Two young stallholders on the outside of the building – who saw police bring Lin to the ground – say he strode out of the shopping centre carrying a knife in each hand. Rather than running away from the scene of the carnage he had caused, he appeared calm, as if he knew exactly what he was doing.

They tell the BBC that he carried himself as if he was in control of the situation, even as police officers caught him.

Footage shared on social media captured the moment he was then taken away, his jacket splashed with what appeared to be the blood of his victims.

Police say he had come to Shanghai with the aim of “venting his anger… due to a personal economic dispute” and that their investigations are continuing.

But barely a day later, when the BBC visited the Ludu International Shopping Plaza, it was as if this carnage never happened.

There was no extended crime scene lockdown. Just over 12 hours after the deadly attack, the blood had been mopped up, and the plaza was open for business as usual.

Yet the shock remains.

A young shopkeeper, who had been rostered off at the time of the attack, says she is now scared to come to work. “It’s like a movie. You can’t believe there’d be something so terrifying right next to you”.

She points to the extra security and police now stationed near her clothes shop.

“Look at them,” she says, while admitting that she does feel safer having these officers around.

We ask about her colleagues who were at work and had to run with others who were screaming through the corridors, in order to stay alive.

“Of course they were terrified. None of them came to work today. They say they don’t dare to return,” she says.

One young woman who operates a stall selling phone accessories and other small electrical goods says that if she had delayed shutting shop by just 10 minutes, she would have been in the attacker’s path.

“When I heard about it later, I was so scared I couldn’t sleep. Today I arrived at work obviously still scared.”

She says she feels very lucky but terrified by how close she came to such extreme danger.

This incident is the latest in a spate of knife attacks to hit China this year.

There has been discussion about economic pressures causing rifts in society, not to excuse horrendous acts like this but in an attempt to explain the seemingly inexplicable.

Then there is the question of mental illness here and how it is treated. For many years, knife attacks on strangers have come in waves in this country and they seem to be horrific copycat attempts at gaining attention.

Either way, there is something very troubling in China leading to these bloody assaults.

This week is supposed to be a time to celebrate what China has become, 75 years after the Communist Party came to power, but a killing spree ushered in the seven-day break.

Shocking footage of those who were injured, struggling in pain on the floor, spread on social media.

A woman nursing a stabbed toddler on her lap could be seen sobbing as she tried to telephone for help.
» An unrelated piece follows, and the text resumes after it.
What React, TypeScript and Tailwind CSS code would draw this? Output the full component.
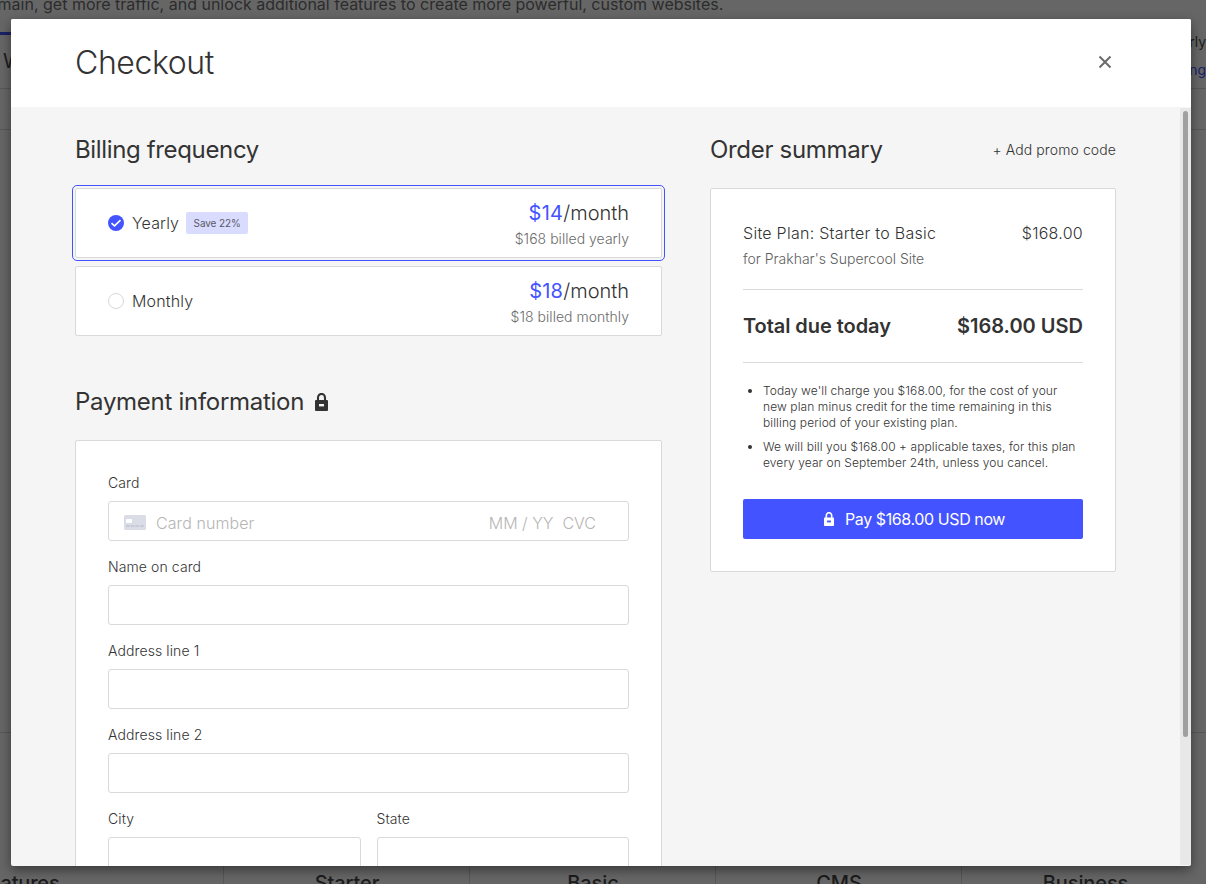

Her other hand shook uncontrollably.

At the time of writing, a family member who declined to be identified, told the BBC that the two and a half year old girl was still in intensive care.

The sharing of these images and discussion of the attack is now being censored on China’s tightly controlled social media platforms although some are finding ways to talk about the subject using certain expressions to avoid being blocked.

Yet in online discussion forums, there are still those who’ve welcomed the fact that in this country – as opposed to say the United States – it is very difficult for ordinary people to get hold of guns, as access to automatic weapons would mean many more deaths in cases like this.

Yet the official move to try to erase this incident, and others like it, from the public discourse reveals the extent to which this is troubling for the government.

Managers from Walmart and the entire Ludu Plaza stopped many staff from speaking to us, sometimes even interrupting us mid-interview.

Zheng for his part, says that on returning to the shopping centre the next day, he could not believe everything was simply “cleaned up” – no flowers. Nothing to mark the attack.

“I can only feel sorrow for the victims,” he said.